Ms MacMillan argued the program had paved the way to recover and recycle other plastics and materials from healthcare.

But she conceded that working with hospitals to implement systems and infrastructure permitting recycling posed some challenges in the design of the buildings.

“When it comes to hospital development, waste management is not a top design priority, and nor should it be compared to patient comfort and outcomes. But as a building type, hospitals generate significant – and growing – volumes of waste: food, plastics, metals, glass, paper and cardboard. And this waste generation represents a sizeable operational cost over the building lifetime,” she wrote.

She noted the World Health Organisation found that high income countries such as Australia produced over 3.3 kilograms of waste per bed per day, 85 per cent of which is generally non-hazardous/non-infectious waste.

“In part, this waste generation has been driven by improved infection control which has led to increasing adoption of single-use, disposal medical products.

“Much of this is plastic material and 30 to 40 per cent of that is PVC. These items, such as oxygen masks and tubing, fluid solution bags, bottles and containers, are treated as general waste in Australia, and have traditionally gone to landfill at a cost to the hospital.”

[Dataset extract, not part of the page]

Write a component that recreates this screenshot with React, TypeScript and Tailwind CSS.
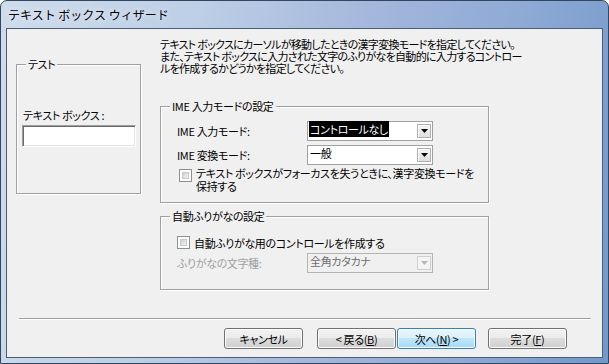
import React from "react";

const Tri = ({ color = "#000" }: { color?: string }) => (
  <svg width="7" height="4" viewBox="0 0 7 4">
    <path d="M0 0H7L3.5 4Z" fill={color} />
  </svg>
);

function Combo({ children, disabled = false }: { children: React.ReactNode; disabled?: boolean }) {
  return (
    <div
      className={`w-[126px] h-[20px] border flex items-start ${
        disabled ? "border-[#b4b4b4] bg-[#f0f0f0]" : "border-[#a0a0a0] bg-white"
      }`}
    >
      <div className="mt-[1px] ml-[1px] leading-[12px] whitespace-nowrap">{children}</div>
      <div
        className={`ml-auto self-end mb-[2px] mr-[1px] w-[14px] h-[14px] border flex items-center justify-center ${
          disabled
            ? "border-[#d0d0d0] bg-[#f4f4f4]"
            : "border-[#b0b0b0] bg-[linear-gradient(#f6f6f6,#dedede)] shadow-[inset_1px_1px_0_#ffffff]"
        }`}
      >
        <Tri color={disabled ? "#b8b8b8" : "#000"} />
      </div>
    </div>
  );
}

function Check() {
  return (
    <div className="w-[13px] h-[13px] border border-[#8e8f8f] bg-white p-[2px] shrink-0">
      <div className="w-full h-full bg-[linear-gradient(135deg,#cbcfd5,#f4f4f4)] border border-[#c6c9cc]" />
    </div>
  );
}

function Group({
  label,
  className,
  children,
}: {
  label: string;
  className: string;
  children?: React.ReactNode;
}) {
  return (
    <div
      className={`border border-[#a0a0a0] shadow-[inset_1px_1px_0_#ffffff,1px_1px_0_#ffffff] flex flex-col shrink-0 ${className}`}
    >
      <div className="-mt-[7px] ml-[9px] px-[2px] w-fit bg-[#f0f0f0] leading-[12px] whitespace-nowrap">{label}</div>
      {children}
    </div>
  );
}

function Btn({ children, def = false }: { children: React.ReactNode; def?: boolean }) {
  return (
    <div
      className={`w-[79px] h-[21px] rounded-[3px] border flex items-center justify-center leading-[12px] ${
        def
          ? "border-[#3c7fb1] bg-[linear-gradient(#eaf6fd_0%,#d9f0fc_50%,#bee6fd_50%,#a7d9f5_100%)] shadow-[inset_0_0_0_1px_#f4fbfe]"
          : "border-[#707070] bg-[linear-gradient(#f2f2f2_0%,#ebebeb_50%,#dddddd_50%,#cfcfcf_100%)] shadow-[inset_0_0_0_1px_#fcfcfc]"
      }`}
    >
      {children}
    </div>
  );
}

export default function App() {
  return (
    <div className="w-[609px] h-[364px] bg-white font-['Noto_Sans_CJK_JP',sans-serif] text-black">
      <div className="w-full h-full rounded-t-[7px] border border-[#34465e] bg-[linear-gradient(100deg,#cfdcec_0%,#bccfe6_30%,#a5b7dc_55%,#8eaad5_78%,#7398cb_100%)] flex flex-col">
        <div className="h-[27px] shrink-0 flex items-center pl-[7px] text-[12px] leading-[14px] [text-shadow:0_0_6px_rgba(255,255,255,0.9)]">
          テキスト ボックス ウィザード
        </div>
        <div className="flex-1 mx-[5px] mb-[5px] border border-[#4a5d75] bg-[#f0f0f0] flex flex-col text-[11px] tracking-[-0.35px] [font-feature-settings:'palt']">
          <div className="h-[289px] shrink-0 flex">
            <div className="ml-[9px] mt-[35px]">
              <Group label="テスト" className="w-[125px] h-[130px]">
                <div className="ml-[6px] mt-[39px] leading-[12px]">テキスト ボックス :</div>
                <div className="ml-[5px] mt-[4px] w-[114px] h-[22px] bg-white border border-t-[#a0a0a0] border-l-[#a0a0a0] border-r-white border-b-white shadow-[inset_1px_1px_0_#696969,inset_-1px_-1px_0_#e3e3e3]" />
              </Group>
            </div>
            <div className="ml-[19px] w-[329px] flex flex-col">
              <div className="mt-[9px] leading-[12px] whitespace-nowrap tracking-[-0.7px]">
                テキスト ボックスにカーソルが移動したときの漢字変換モードを指定してください。
                <br />
                また、テキスト ボックスに入力された文字のふりがなを自動的に入力するコントロー
                <br />
                ルを作成するかどうかを指定してください。
              </div>
              <Group label="IME 入力モードの設定" className="mt-[32px] w-[329px] h-[97px]">
                <div className="mt-[9px] flex items-center">
                  <div className="w-[146px] pl-[16px]">IME 入力モード:</div>
                  <Combo>
                    <span className="bg-black text-white px-[1px]">コントロールなし</span>
                  </Combo>
                </div>
                <div className="mt-[4px] flex items-center">
                  <div className="w-[146px] pl-[16px]">IME 変換モード:</div>
                  <Combo>
                    <span className="px-[1px]">一般</span>
                  </Combo>
                </div>
                <div className="mt-[2px] flex items-start pl-[18px]">
                  <div className="mt-[2px]">
                    <Check />
                  </div>
                  <div className="ml-[4px] leading-[13px] whitespace-nowrap">
                    テキスト ボックスがフォーカスを失うときに、漢字変換モードを
                    <br />
                    保持する
                  </div>
                </div>
              </Group>
              <Group label="自動ふりがなの設定" className="mt-[13px] w-[329px] h-[74px]">
                <div className="mt-[14px] flex items-center pl-[16px]">
                  <Check />
                  <div className="ml-[4px] leading-[12px] whitespace-nowrap">自動ふりがな用のコントロールを作成する</div>
                </div>
                <div className="mt-[4px] flex items-center">
                  <div className="w-[146px] pl-[16px] text-[#a0a0a0]">ふりがなの文字種:</div>
                  <Combo disabled>
                    <span className="px-[1px] text-[#6d6d6d]">全角カタカナ</span>
                  </Combo>
                </div>
              </Group>
            </div>
          </div>
          <div className="ml-[12px] w-[572px] h-[2px] border-t border-t-[#a0a0a0] border-b border-b-white" />
          <div className="mt-[8px] flex ml-[217px]">
            <Btn>キャンセル</Btn>
            <div className="ml-[14px]">
              <Btn>
                &lt; 戻る(<span className="underline">B</span>)
              </Btn>
            </div>
            <div className="ml-[1px]">
              <Btn def>
                次へ(<span className="underline">N</span>) &gt;
              </Btn>
            </div>
            <div className="ml-[12px]">
              <Btn>
                完了(<span className="underline">F</span>)
              </Btn>
            </div>
          </div>
        </div>
      </div>
    </div>
  );
}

She wrote that older hospitals were not designed to cater for this growth in waste, with insufficient floor space for placement of bins in medical areas and interim storage space for bins of collected waste.

“If healthcare facilities are going to meet commitments to waste management principles, they need to implement comprehensive systems to facilitate segregation of wastes at source in medical areas and the safe movement of waste through the hospital to the loading dock for transportation away from the site.”

“It requires forward thinking design of safe and efficient systems for collecting, handling, storing, transporting, treating, recycling and disposing of healthcare wastes.”

Ms MacMillan wrote that this required forward thinking in planning the location and size of waste storage rooms, holding areas sufficient for segregated waste streams, internal waste movement routes and a layout and design of loading docks with space for balers and compactors, recycling bins and other transport and storage facilities.